>> begin PROVIDED DATA

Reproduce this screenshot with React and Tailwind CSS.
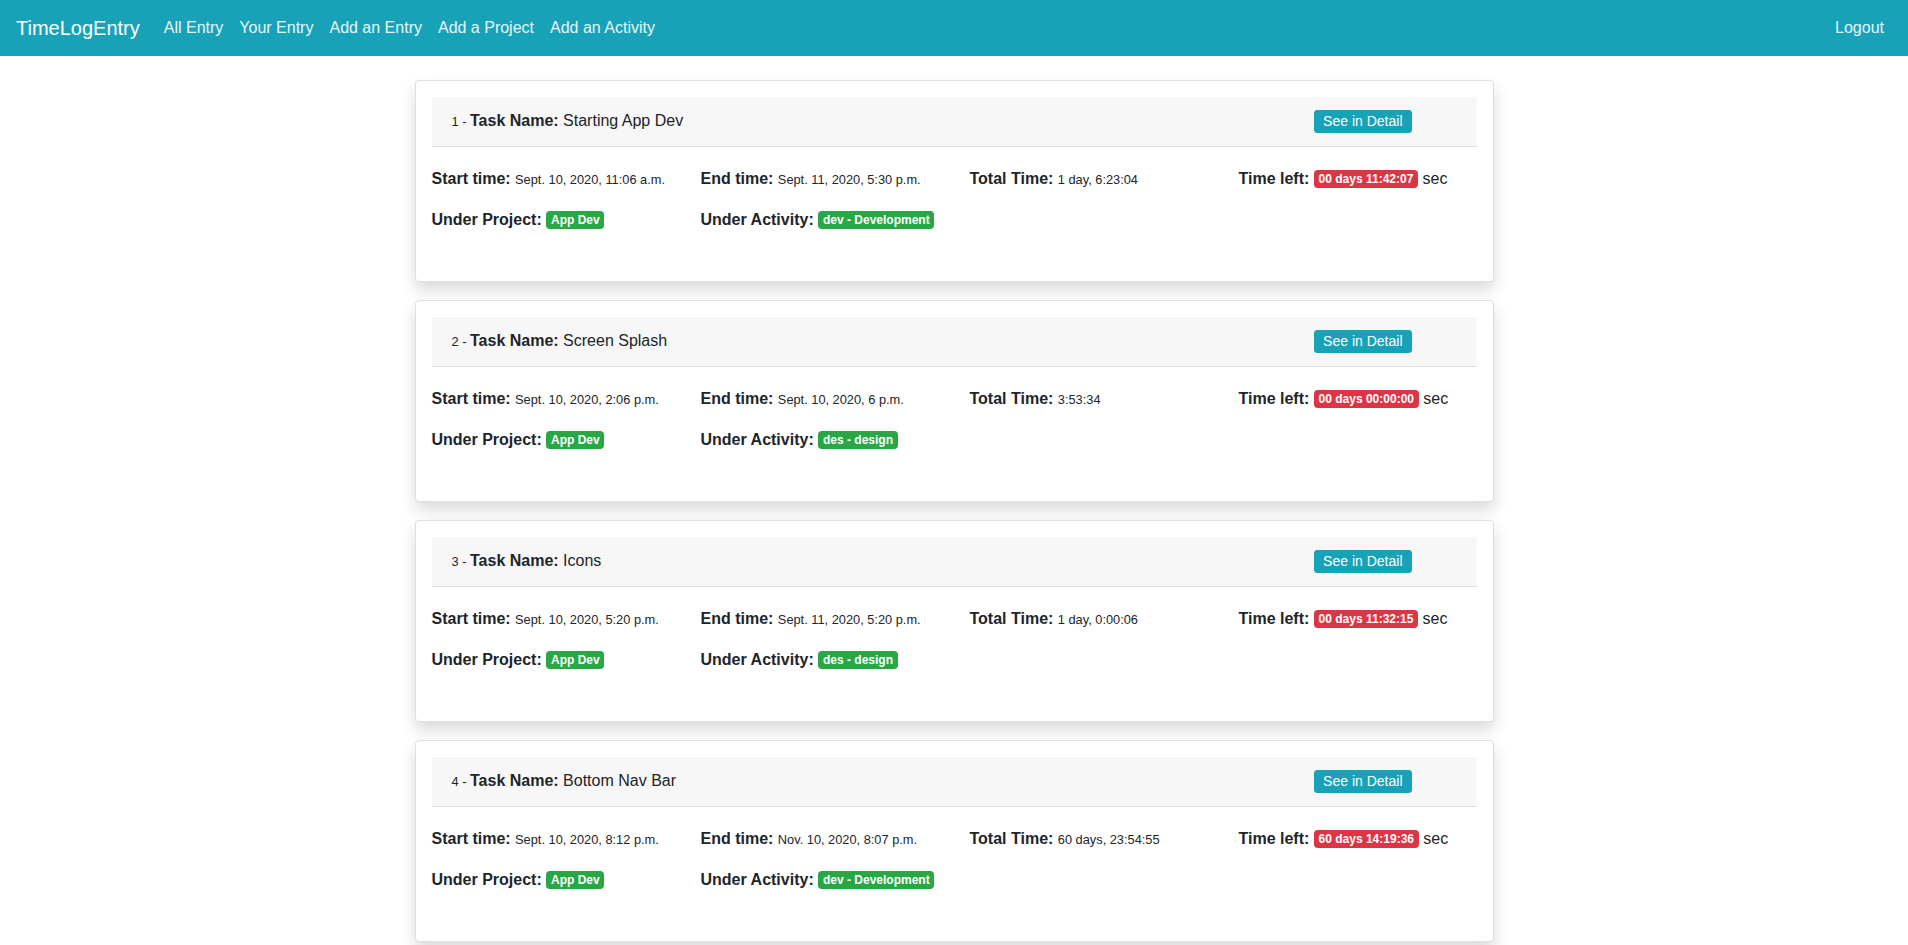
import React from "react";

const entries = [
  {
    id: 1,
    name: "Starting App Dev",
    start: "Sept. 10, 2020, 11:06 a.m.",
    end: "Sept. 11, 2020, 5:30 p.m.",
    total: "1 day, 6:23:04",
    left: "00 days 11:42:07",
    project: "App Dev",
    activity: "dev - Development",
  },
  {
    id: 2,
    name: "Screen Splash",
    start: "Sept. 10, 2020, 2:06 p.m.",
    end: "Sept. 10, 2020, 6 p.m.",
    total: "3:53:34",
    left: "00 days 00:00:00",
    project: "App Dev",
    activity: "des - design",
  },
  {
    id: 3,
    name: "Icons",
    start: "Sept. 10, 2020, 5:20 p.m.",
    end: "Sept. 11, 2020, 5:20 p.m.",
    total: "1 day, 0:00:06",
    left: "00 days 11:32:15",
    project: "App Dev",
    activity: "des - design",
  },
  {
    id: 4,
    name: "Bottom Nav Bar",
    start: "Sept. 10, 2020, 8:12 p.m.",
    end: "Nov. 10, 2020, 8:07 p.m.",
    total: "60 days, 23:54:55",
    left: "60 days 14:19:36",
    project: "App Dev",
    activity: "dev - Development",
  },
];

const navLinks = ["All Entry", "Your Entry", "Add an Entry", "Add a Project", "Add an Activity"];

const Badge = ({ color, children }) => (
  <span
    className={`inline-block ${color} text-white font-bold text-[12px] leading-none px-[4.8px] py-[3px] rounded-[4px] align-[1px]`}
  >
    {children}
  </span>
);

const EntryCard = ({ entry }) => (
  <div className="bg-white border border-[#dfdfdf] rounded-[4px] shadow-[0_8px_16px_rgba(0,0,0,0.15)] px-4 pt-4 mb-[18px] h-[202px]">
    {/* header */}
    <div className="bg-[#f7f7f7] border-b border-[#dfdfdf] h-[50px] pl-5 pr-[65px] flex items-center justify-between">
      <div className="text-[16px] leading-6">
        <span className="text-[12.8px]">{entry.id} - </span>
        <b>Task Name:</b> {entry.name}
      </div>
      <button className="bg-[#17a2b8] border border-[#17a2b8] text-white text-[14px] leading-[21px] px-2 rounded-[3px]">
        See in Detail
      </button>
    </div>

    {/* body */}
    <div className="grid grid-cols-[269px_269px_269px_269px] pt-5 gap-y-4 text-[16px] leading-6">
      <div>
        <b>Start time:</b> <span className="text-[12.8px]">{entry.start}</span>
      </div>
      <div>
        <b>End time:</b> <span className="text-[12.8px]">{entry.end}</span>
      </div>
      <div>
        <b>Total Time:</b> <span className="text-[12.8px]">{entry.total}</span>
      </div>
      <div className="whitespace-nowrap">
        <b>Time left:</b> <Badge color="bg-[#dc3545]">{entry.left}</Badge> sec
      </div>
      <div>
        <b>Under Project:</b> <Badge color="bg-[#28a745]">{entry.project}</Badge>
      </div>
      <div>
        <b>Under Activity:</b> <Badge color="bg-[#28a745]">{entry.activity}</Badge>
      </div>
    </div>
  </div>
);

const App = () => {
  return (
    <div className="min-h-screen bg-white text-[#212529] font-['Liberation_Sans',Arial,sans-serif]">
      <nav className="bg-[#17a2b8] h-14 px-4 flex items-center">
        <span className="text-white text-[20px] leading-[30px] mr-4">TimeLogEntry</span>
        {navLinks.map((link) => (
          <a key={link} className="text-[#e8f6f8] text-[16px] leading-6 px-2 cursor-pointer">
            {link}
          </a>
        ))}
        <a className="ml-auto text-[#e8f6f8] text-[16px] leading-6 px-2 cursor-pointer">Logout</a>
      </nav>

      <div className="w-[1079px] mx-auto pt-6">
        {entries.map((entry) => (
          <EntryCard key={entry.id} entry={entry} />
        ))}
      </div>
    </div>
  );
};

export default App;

>> end PROVIDED DATA

Count how many lines hold the string "React" and give that number alone.

• **FULL ANSWER**
2